**Stored data**
+ + + + + + +

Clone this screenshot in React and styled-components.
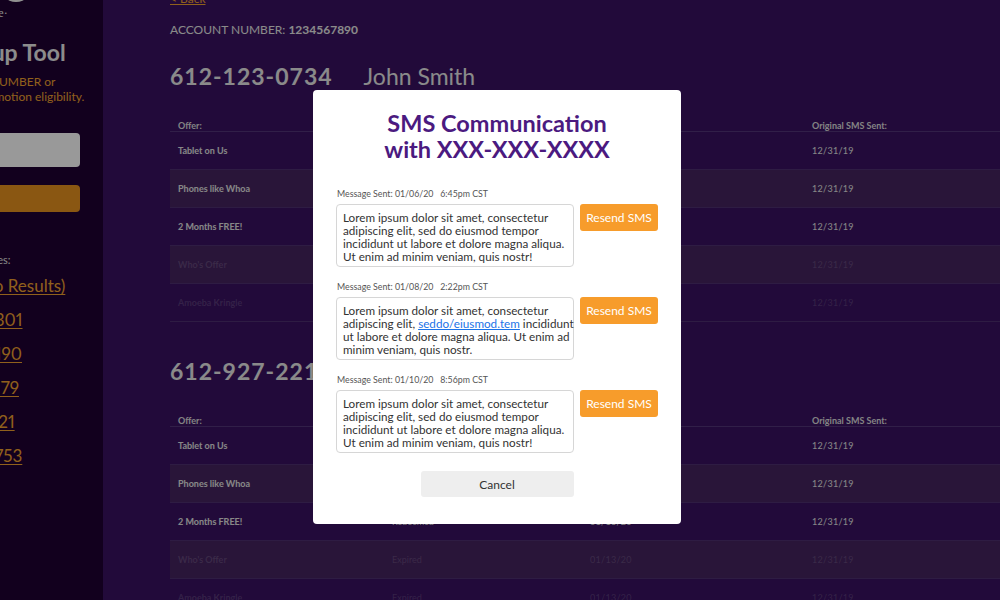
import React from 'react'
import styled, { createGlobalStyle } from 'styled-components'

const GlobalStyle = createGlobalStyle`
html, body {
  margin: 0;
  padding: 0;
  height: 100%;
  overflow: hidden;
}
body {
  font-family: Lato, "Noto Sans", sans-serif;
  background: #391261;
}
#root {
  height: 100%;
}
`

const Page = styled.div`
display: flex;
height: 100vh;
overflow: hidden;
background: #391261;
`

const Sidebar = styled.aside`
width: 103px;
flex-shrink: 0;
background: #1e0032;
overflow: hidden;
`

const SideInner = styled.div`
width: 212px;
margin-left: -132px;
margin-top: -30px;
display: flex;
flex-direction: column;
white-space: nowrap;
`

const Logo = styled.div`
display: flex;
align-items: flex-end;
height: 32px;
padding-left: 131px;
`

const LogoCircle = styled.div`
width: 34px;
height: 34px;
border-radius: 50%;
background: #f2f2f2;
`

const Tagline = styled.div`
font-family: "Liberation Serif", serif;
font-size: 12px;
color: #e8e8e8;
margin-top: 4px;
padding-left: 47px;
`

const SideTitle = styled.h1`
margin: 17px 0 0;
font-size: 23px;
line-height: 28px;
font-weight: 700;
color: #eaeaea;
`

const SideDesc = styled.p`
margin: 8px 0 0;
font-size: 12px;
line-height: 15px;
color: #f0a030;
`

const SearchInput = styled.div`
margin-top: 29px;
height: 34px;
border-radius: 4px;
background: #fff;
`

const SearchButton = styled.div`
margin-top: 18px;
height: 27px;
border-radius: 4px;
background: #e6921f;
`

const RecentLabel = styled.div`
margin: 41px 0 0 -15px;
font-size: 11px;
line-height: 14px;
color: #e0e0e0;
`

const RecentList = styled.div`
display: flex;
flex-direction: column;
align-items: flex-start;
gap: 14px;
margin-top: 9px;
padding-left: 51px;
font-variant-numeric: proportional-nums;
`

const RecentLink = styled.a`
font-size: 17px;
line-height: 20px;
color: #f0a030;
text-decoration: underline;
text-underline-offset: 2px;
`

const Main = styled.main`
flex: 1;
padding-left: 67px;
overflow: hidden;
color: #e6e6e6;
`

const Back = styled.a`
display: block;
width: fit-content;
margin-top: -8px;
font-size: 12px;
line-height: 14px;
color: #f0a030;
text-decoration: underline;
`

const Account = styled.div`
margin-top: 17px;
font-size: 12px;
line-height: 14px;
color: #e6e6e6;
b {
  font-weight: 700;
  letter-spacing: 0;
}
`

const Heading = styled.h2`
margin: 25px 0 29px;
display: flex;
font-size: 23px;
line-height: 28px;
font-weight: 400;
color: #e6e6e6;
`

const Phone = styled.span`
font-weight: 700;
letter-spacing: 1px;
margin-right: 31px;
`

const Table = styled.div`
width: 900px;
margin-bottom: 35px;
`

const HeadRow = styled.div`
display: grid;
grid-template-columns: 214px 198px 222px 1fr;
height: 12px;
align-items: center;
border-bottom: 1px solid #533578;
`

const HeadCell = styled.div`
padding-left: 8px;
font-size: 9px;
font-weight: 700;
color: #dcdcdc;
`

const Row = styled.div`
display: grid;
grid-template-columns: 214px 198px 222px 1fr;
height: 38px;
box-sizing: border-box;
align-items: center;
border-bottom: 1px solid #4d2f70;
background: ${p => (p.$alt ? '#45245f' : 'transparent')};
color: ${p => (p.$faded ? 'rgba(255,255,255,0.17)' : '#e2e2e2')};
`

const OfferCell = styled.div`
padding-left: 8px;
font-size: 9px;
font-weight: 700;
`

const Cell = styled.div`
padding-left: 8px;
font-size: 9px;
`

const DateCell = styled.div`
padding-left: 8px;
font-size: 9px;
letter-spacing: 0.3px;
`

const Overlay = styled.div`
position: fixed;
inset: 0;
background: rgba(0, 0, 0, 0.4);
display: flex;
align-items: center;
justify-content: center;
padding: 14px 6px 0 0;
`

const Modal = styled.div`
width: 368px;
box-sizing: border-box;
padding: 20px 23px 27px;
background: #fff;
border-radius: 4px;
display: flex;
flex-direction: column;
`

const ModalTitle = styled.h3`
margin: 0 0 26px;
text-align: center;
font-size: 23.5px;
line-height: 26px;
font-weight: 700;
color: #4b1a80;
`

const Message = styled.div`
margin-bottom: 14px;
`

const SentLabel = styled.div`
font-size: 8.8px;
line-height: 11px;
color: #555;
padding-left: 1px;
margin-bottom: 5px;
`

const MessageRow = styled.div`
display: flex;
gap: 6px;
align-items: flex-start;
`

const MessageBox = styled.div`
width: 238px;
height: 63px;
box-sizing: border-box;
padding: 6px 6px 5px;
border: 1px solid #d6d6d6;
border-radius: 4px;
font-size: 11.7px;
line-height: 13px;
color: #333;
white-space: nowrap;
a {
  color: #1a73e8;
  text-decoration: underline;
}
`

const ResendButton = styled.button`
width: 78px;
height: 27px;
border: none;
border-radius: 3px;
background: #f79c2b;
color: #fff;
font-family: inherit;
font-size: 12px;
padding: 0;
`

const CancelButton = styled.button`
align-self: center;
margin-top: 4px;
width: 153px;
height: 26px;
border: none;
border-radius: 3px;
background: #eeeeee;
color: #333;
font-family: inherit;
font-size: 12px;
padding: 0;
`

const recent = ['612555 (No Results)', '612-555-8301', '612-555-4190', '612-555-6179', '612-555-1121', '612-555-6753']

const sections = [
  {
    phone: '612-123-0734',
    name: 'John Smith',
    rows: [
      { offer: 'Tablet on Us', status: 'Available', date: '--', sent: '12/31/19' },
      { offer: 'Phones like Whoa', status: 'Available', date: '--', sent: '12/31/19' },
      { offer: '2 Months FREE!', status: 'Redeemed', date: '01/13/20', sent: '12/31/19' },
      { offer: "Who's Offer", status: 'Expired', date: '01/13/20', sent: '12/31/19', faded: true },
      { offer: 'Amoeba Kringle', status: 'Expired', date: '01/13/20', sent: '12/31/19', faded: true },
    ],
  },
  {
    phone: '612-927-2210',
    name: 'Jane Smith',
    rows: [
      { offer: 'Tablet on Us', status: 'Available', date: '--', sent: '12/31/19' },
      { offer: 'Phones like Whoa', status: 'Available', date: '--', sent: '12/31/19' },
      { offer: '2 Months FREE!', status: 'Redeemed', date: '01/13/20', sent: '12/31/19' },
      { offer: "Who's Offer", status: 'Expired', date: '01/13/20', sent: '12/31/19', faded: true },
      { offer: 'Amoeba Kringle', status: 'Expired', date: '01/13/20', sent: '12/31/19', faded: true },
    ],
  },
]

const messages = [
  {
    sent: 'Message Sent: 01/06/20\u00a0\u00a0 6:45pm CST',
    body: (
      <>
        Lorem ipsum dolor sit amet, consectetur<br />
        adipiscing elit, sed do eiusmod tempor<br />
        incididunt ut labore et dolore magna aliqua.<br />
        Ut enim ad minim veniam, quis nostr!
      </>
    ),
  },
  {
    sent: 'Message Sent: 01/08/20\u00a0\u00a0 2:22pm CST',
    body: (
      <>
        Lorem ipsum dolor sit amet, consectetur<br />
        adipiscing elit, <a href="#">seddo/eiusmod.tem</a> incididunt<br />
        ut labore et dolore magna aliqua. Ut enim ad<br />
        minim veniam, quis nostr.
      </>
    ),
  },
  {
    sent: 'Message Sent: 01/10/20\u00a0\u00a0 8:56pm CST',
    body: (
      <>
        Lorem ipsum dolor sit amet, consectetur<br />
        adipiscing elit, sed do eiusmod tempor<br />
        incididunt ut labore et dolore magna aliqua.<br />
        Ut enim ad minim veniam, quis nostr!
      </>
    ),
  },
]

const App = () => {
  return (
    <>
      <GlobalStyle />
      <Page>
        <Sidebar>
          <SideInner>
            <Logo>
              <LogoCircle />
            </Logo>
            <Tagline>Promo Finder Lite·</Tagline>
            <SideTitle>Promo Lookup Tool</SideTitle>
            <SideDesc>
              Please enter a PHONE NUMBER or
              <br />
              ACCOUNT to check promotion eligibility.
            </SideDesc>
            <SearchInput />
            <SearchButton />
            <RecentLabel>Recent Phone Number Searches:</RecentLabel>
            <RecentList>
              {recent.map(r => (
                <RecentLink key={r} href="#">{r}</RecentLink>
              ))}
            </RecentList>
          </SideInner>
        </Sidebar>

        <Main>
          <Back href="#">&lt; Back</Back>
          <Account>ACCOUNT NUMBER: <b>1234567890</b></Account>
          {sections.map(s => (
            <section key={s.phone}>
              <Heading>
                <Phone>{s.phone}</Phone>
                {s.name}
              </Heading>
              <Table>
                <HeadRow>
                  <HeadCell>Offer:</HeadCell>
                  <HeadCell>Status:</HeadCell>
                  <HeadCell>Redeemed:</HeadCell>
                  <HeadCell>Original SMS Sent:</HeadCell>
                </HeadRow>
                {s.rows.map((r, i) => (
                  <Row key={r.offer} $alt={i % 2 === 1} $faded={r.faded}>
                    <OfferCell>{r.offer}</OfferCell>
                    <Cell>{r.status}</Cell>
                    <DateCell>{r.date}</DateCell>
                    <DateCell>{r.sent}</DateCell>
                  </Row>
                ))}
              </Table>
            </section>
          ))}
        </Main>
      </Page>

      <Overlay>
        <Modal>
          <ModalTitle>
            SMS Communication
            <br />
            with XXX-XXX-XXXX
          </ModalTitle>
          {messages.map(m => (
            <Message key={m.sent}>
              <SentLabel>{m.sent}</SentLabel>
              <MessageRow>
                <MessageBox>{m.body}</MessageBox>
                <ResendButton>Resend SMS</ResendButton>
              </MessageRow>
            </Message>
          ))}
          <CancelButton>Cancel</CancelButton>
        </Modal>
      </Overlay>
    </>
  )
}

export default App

+ + + + + + +

Only lines that contain the word "components" are wanted; copy each of them.

Clone this screenshot in React and styled-components.
import styled, { createGlobalStyle } from 'styled-components'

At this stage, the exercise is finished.